* The exercise:
Return every line of the data below that includes the string "this".

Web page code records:
******************************

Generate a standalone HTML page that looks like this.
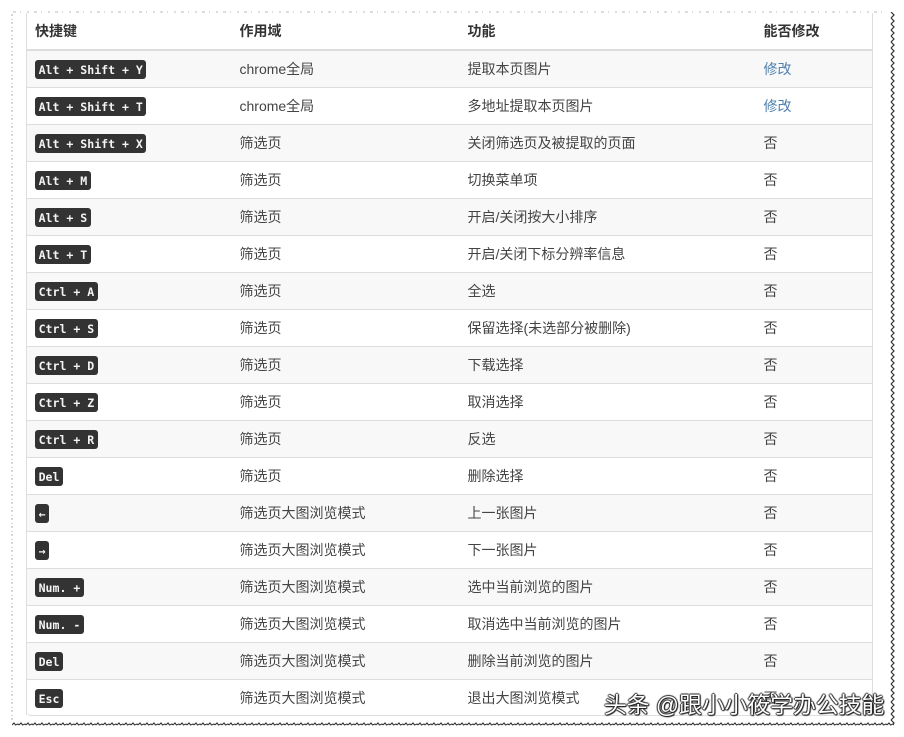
<!DOCTYPE html>
<html lang="zh"><head><meta charset="utf-8">
<style>
html,body{margin:0;padding:0;background:#fff}
#p{position:relative;width:904px;height:737px;overflow:hidden;background:#fff;font:14px/20px "Liberation Sans","Noto Sans CJK SC",sans-serif;color:#444}
.vl{position:absolute;top:13px;width:1px;height:702px;background:#ddd}
.r{position:absolute;left:27px;width:845px;height:37px;border-top:1px solid #ddd;box-sizing:border-box}
.o{background:#f8f8f8}
.c{position:absolute;top:8px;white-space:nowrap}
.a{left:8px;top:9px;line-height:0}.b{left:212.5px}.d{left:440.5px}.e{left:736.5px}
.l{color:#4f7fad}
.k{display:inline-block;vertical-align:top;height:19px;padding:0 3.6px;background:#333;color:#f4f4f4;border-radius:3px;font:bold 11.55px/20px "DejaVu Sans Mono","Liberation Mono",monospace;white-space:pre}
.h{font-weight:bold;color:#333}
#w{position:absolute;left:604px;top:690px;font:22.8px/30px "Liberation Sans","Noto Sans CJK SC",sans-serif;color:#fff;white-space:nowrap;text-shadow:1px 1px 1px #222,-1px 0 1px #222,0 -1px 1px #222,1px 0 1px #222,0 1px 1px #222}
svg{position:absolute;left:0;top:0}
</style></head><body><div id="p">
<div class="c h" style="left:35px;top:21px">快捷键</div>
<div class="c h" style="left:239.5px;top:21px">作用域</div>
<div class="c h" style="left:467.5px;top:21px">功能</div>
<div class="c h" style="left:763.5px;top:21px">能否修改</div>
<div style="position:absolute;left:27px;top:49px;width:845px;height:2px;background:#ddd"></div>

<div class="r o" style="top:51px;border-top:0;height:36px"><div class="c a"><span class="k">Alt + Shift + Y</span></div><div class="c b">chrome全局</div><div class="c d">提取本页图片</div><div class="c e l">修改</div></div>
<div class="r" style="top:87px"><div class="c a"><span class="k">Alt + Shift + T</span></div><div class="c b">chrome全局</div><div class="c d">多地址提取本页图片</div><div class="c e l">修改</div></div>
<div class="r o" style="top:124px"><div class="c a"><span class="k">Alt + Shift + X</span></div><div class="c b">筛选页</div><div class="c d">关闭筛选页及被提取的页面</div><div class="c e">否</div></div>
<div class="r" style="top:161px"><div class="c a"><span class="k">Alt + M</span></div><div class="c b">筛选页</div><div class="c d">切换菜单项</div><div class="c e">否</div></div>
<div class="r o" style="top:198px"><div class="c a"><span class="k">Alt + S</span></div><div class="c b">筛选页</div><div class="c d">开启/关闭按大小排序</div><div class="c e">否</div></div>
<div class="r" style="top:235px"><div class="c a"><span class="k">Alt + T</span></div><div class="c b">筛选页</div><div class="c d">开启/关闭下标分辨率信息</div><div class="c e">否</div></div>
<div class="r o" style="top:272px"><div class="c a"><span class="k">Ctrl + A</span></div><div class="c b">筛选页</div><div class="c d">全选</div><div class="c e">否</div></div>
<div class="r" style="top:309px"><div class="c a"><span class="k">Ctrl + S</span></div><div class="c b">筛选页</div><div class="c d">保留选择(未选部分被删除)</div><div class="c e">否</div></div>
<div class="r o" style="top:346px"><div class="c a"><span class="k">Ctrl + D</span></div><div class="c b">筛选页</div><div class="c d">下载选择</div><div class="c e">否</div></div>
<div class="r" style="top:383px"><div class="c a"><span class="k">Ctrl + Z</span></div><div class="c b">筛选页</div><div class="c d">取消选择</div><div class="c e">否</div></div>
<div class="r o" style="top:420px"><div class="c a"><span class="k">Ctrl + R</span></div><div class="c b">筛选页</div><div class="c d">反选</div><div class="c e">否</div></div>
<div class="r" style="top:457px"><div class="c a"><span class="k">Del</span></div><div class="c b">筛选页</div><div class="c d">删除选择</div><div class="c e">否</div></div>
<div class="r o" style="top:494px"><div class="c a"><span class="k">←</span></div><div class="c b">筛选页大图浏览模式</div><div class="c d">上一张图片</div><div class="c e">否</div></div>
<div class="r" style="top:531px"><div class="c a"><span class="k">→</span></div><div class="c b">筛选页大图浏览模式</div><div class="c d">下一张图片</div><div class="c e">否</div></div>
<div class="r o" style="top:568px"><div class="c a"><span class="k">Num. +</span></div><div class="c b">筛选页大图浏览模式</div><div class="c d">选中当前浏览的图片</div><div class="c e">否</div></div>
<div class="r" style="top:605px"><div class="c a"><span class="k">Num. -</span></div><div class="c b">筛选页大图浏览模式</div><div class="c d">取消选中当前浏览的图片</div><div class="c e">否</div></div>
<div class="r o" style="top:642px"><div class="c a"><span class="k">Del</span></div><div class="c b">筛选页大图浏览模式</div><div class="c d">删除当前浏览的图片</div><div class="c e">否</div></div>
<div class="r" style="top:679px;height:37px;border-bottom:1px solid #ddd;border-radius:0 0 4px 4px"><div class="c a"><span class="k">Esc</span></div><div class="c b">筛选页大图浏览模式</div><div class="c d">退出大图浏览模式</div><div class="c e">否</div></div>
<div class="vl" style="left:26px"></div>
<div class="vl" style="left:872px"></div>

<svg width="904" height="737" viewBox="0 0 904 737" fill="none">
<defs>
<pattern id="zr" width="5" height="6" patternUnits="userSpaceOnUse" x="890" y="12"><path d="M1 0L4 3L1 6" stroke="#333" stroke-width="1.2"/></pattern>
<pattern id="zb" width="7" height="5" patternUnits="userSpaceOnUse" x="12" y="722"><path d="M0 3L2 1L3.5 3L6 2L7 3" stroke="#333" stroke-width="1.1"/></pattern>
</defs>
<path d="M13 12H888" stroke="#bbb" stroke-dasharray="3 4 1 6 2 5" stroke-width="1"/>
<path d="M12 14V722" stroke="#bbb" stroke-dasharray="2 3 1 2" stroke-width="1.2"/>
<rect x="890" y="12" width="5" height="712" fill="url(#zr)"/>
<rect x="12" y="722" width="882" height="5" fill="url(#zb)"/>
</svg>
<div id="w">头条 @跟小小筱学办公技能</div>
</div></body></html>
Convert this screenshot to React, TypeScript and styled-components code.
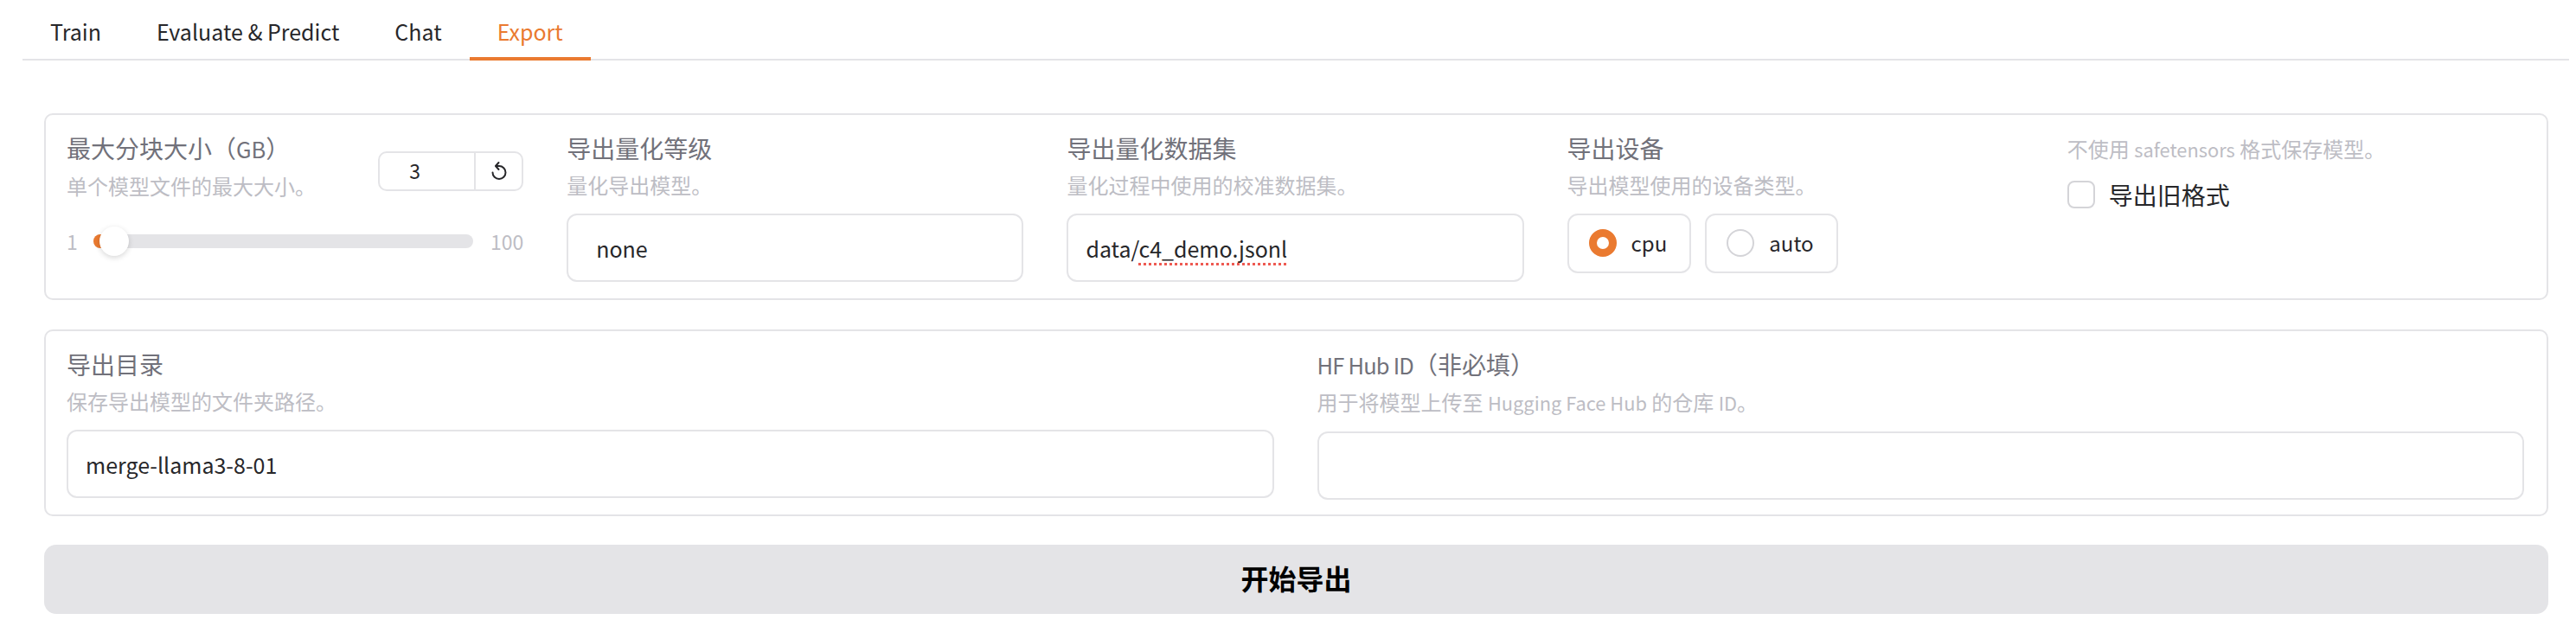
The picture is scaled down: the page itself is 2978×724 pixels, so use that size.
import styled, { createGlobalStyle } from "styled-components";

const Accent = "#ea7a30";
const Line = "#e4e4e7";
const Label = "#71717a";
const Info = "#bdbdc4";
const Ink = "#27272a";

const GlobalStyle = createGlobalStyle`
  html, body {
    margin: 0;
    padding: 0;
    background: #fff;
    font-family: "Noto Sans CJK SC", "Noto Sans", sans-serif;
    color: ${Ink};
  }
  * { box-sizing: border-box; }
`;

const Page = styled.div`
  width: 2978px;
  height: 724px;
  overflow: hidden;
  padding: 0 8px 0 26px;
`;

const TabBar = styled.div`
  display: flex;
  height: 70px;
  border-bottom: 2px solid ${Line};
`;

const Tab = styled.div<{ $active?: boolean }>`
  height: 70px;
  padding: 0 32px;
  font-size: 25px;
  line-height: 72px;
  color: ${(p) => (p.$active ? Accent : Ink)};
  border-bottom: ${(p) => (p.$active ? `4px solid ${Accent}` : "none")};
`;

const Content = styled.div`
  display: flex;
  flex-direction: column;
  margin: 61px 0 0 25px;
  width: 2895px;
`;

const Card = styled.div<{ $cols: number }>`
  display: grid;
  grid-template-columns: repeat(${(p) => p.$cols}, minmax(0, 1fr));
  column-gap: 50px;
  height: 216px;
  padding: 20px 26px 0 24px;
  margin-bottom: 34px;
  border: 2px solid ${Line};
  border-radius: 10px;
`;

const Col = styled.div`
  display: flex;
  flex-direction: column;
  min-width: 0;
`;

const FieldLabel = styled.div`
  font-size: 28px;
  line-height: 36px;
  color: ${Label};
`;

const FieldInfo = styled.div<{ $flush?: boolean }>`
  margin-top: ${(p) => (p.$flush ? "1px" : "7px")};
  font-size: 24px;
  line-height: 36px;
  color: ${Info};
`;

// Latin runs of the CJK font are drawn larger than the CJK glyphs next to them
const Latin = styled.span<{ $tight?: boolean }>`
  font-size: 0.91em;
  letter-spacing: ${(p) => (p.$tight ? "-0.8px" : "0")};
`;

const Field = styled.div<{ $indent?: boolean }>`
  height: 79px;
  margin-top: 15px;
  padding-left: ${(p) => (p.$indent ? "32px" : "20px")};
  font-size: 25px;
  line-height: 77px;
  color: ${Ink};
  border: 2px solid ${Line};
  border-radius: 12px;
`;

const Misspelled = styled.span`
  text-decoration: underline dotted #ee5a52 3px;
  text-underline-offset: 6px;
  text-decoration-skip-ink: none;
`;

const SliderHead = styled.div`
  display: flex;
  justify-content: space-between;
  align-items: flex-start;
`;

const NumberBox = styled.div`
  display: flex;
  width: 168px;
  height: 46px;
  margin-top: 22px;
  border: 2px solid ${Line};
  border-radius: 10px;
`;

const NumberValue = styled.div`
  flex: 1;
  padding-left: 34px;
  font-size: 23px;
  line-height: 41px;
  color: ${Ink};
  border-right: 2px solid ${Line};
`;

const ResetButton = styled.div`
  display: flex;
  align-items: center;
  justify-content: center;
  width: 53px;
  color: ${Ink};
`;

const SliderRow = styled.div`
  display: flex;
  align-items: center;
  height: 36px;
  margin-top: 28px;
  font-size: 23px;
  color: ${Info};
`;

const SliderEnd = styled.span<{ $width: number }>`
  width: ${(p) => p.$width}px;
`;

const Track = styled.div`
  position: relative;
  width: 440px;
  height: 16px;
  margin-right: 20px;
  border-radius: 8px;
  background: ${Line};
`;

const TrackFill = styled.div`
  width: 24px;
  height: 16px;
  border-radius: 8px 0 0 8px;
  background: ${Accent};
`;

const Thumb = styled.div`
  position: absolute;
  left: 7px;
  top: -9px;
  width: 34px;
  height: 34px;
  border-radius: 50%;
  background: #fff;
  box-shadow: 0 2px 6px rgba(0, 0, 0, 0.16);
`;

const RadioGroup = styled.div`
  display: flex;
  gap: 16px;
  margin-top: 15px;
`;

const RadioOption = styled.div`
  display: flex;
  align-items: center;
  gap: 17px;
  height: 69px;
  padding: 0 26px 2px 23px;
  font-size: 24px;
  color: ${Ink};
  border: 2px solid ${Line};
  border-radius: 12px;
`;

const RadioDot = styled.span<{ $checked?: boolean }>`
  width: 32px;
  height: 32px;
  border-radius: 50%;
  border: ${(p) => (p.$checked ? `9px solid ${Accent}` : "2px solid #d4d4d8")};
  background: #fff;
`;

const CheckRow = styled.div`
  display: flex;
  align-items: center;
  gap: 16px;
  margin-top: 16px;
  font-size: 28px;
  line-height: 36px;
  color: ${Ink};
`;

const CheckBox = styled.span`
  width: 32px;
  height: 32px;
  border: 2px solid #d4d4d8;
  border-radius: 8px;
`;

const SubmitButton = styled.div`
  height: 80px;
  margin-top: -1px;
  font-size: 32px;
  font-weight: 700;
  line-height: 76px;
  text-align: center;
  color: #000;
  background: ${Line};
  border-radius: 14px;
`;

function ResetIcon() {
  return (
    <svg width="24" height="24" viewBox="0 0 24 24" fill="none" stroke="currentColor" strokeWidth="2" strokeLinecap="round" strokeLinejoin="round">
      <path d="M8.5 6h3.5a7.5 7.5 0 1 1-7.5 7.5" />
      <path d="M11.5 2 8 6l3.5 4" />
    </svg>
  );
}

export default function App() {
  return (
    <Page>
      <GlobalStyle />
      <TabBar>
        <Tab>Train</Tab>
        <Tab>Evaluate &amp; Predict</Tab>
        <Tab>Chat</Tab>
        <Tab $active>Export</Tab>
      </TabBar>
      <Content>
        <Card $cols={5}>
          <Col>
            <SliderHead>
              <div>
                <FieldLabel>
                  最大分块大小（<Latin>GB</Latin>）
                </FieldLabel>
                <FieldInfo>单个模型文件的最大大小。</FieldInfo>
              </div>
              <NumberBox>
                <NumberValue>3</NumberValue>
                <ResetButton>
                  <ResetIcon />
                </ResetButton>
              </NumberBox>
            </SliderHead>
            <SliderRow>
              <SliderEnd $width={31}>1</SliderEnd>
              <Track>
                <TrackFill />
                <Thumb />
              </Track>
              <span>100</span>
            </SliderRow>
          </Col>
          <Col>
            <FieldLabel>导出量化等级</FieldLabel>
            <FieldInfo>量化导出模型。</FieldInfo>
            <Field $indent>none</Field>
          </Col>
          <Col>
            <FieldLabel>导出量化数据集</FieldLabel>
            <FieldInfo>量化过程中使用的校准数据集。</FieldInfo>
            <Field>
              data/<Misspelled>c4_demo.jsonl</Misspelled>
            </Field>
          </Col>
          <Col>
            <FieldLabel>导出设备</FieldLabel>
            <FieldInfo>导出模型使用的设备类型。</FieldInfo>
            <RadioGroup>
              <RadioOption>
                <RadioDot $checked />
                cpu
              </RadioOption>
              <RadioOption>
                <RadioDot />
                auto
              </RadioOption>
            </RadioGroup>
          </Col>
          <Col>
            <FieldInfo $flush>
              不使用 <Latin>safetensors</Latin> 格式保存模型。
            </FieldInfo>
            <CheckRow>
              <CheckBox />
              导出旧格式
            </CheckRow>
          </Col>
        </Card>
        <Card $cols={2}>
          <Col>
            <FieldLabel>导出目录</FieldLabel>
            <FieldInfo>保存导出模型的文件夹路径。</FieldInfo>
            <Field>merge-llama3-8-01</Field>
          </Col>
          <Col>
            <FieldLabel>
              <Latin $tight>HF Hub ID</Latin>（非必填）
            </FieldLabel>
            <FieldInfo>
              用于将模型上传至 <Latin>Hugging Face Hub</Latin> 的仓库 <Latin>ID</Latin>。
            </FieldInfo>
            <Field />
          </Col>
        </Card>
        <SubmitButton>开始导出</SubmitButton>
      </Content>
    </Page>
  );
}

******************************

* Worked solution:
Generate a standalone HTML page that looks like this.
Convert this screenshot to React, TypeScript and styled-components code.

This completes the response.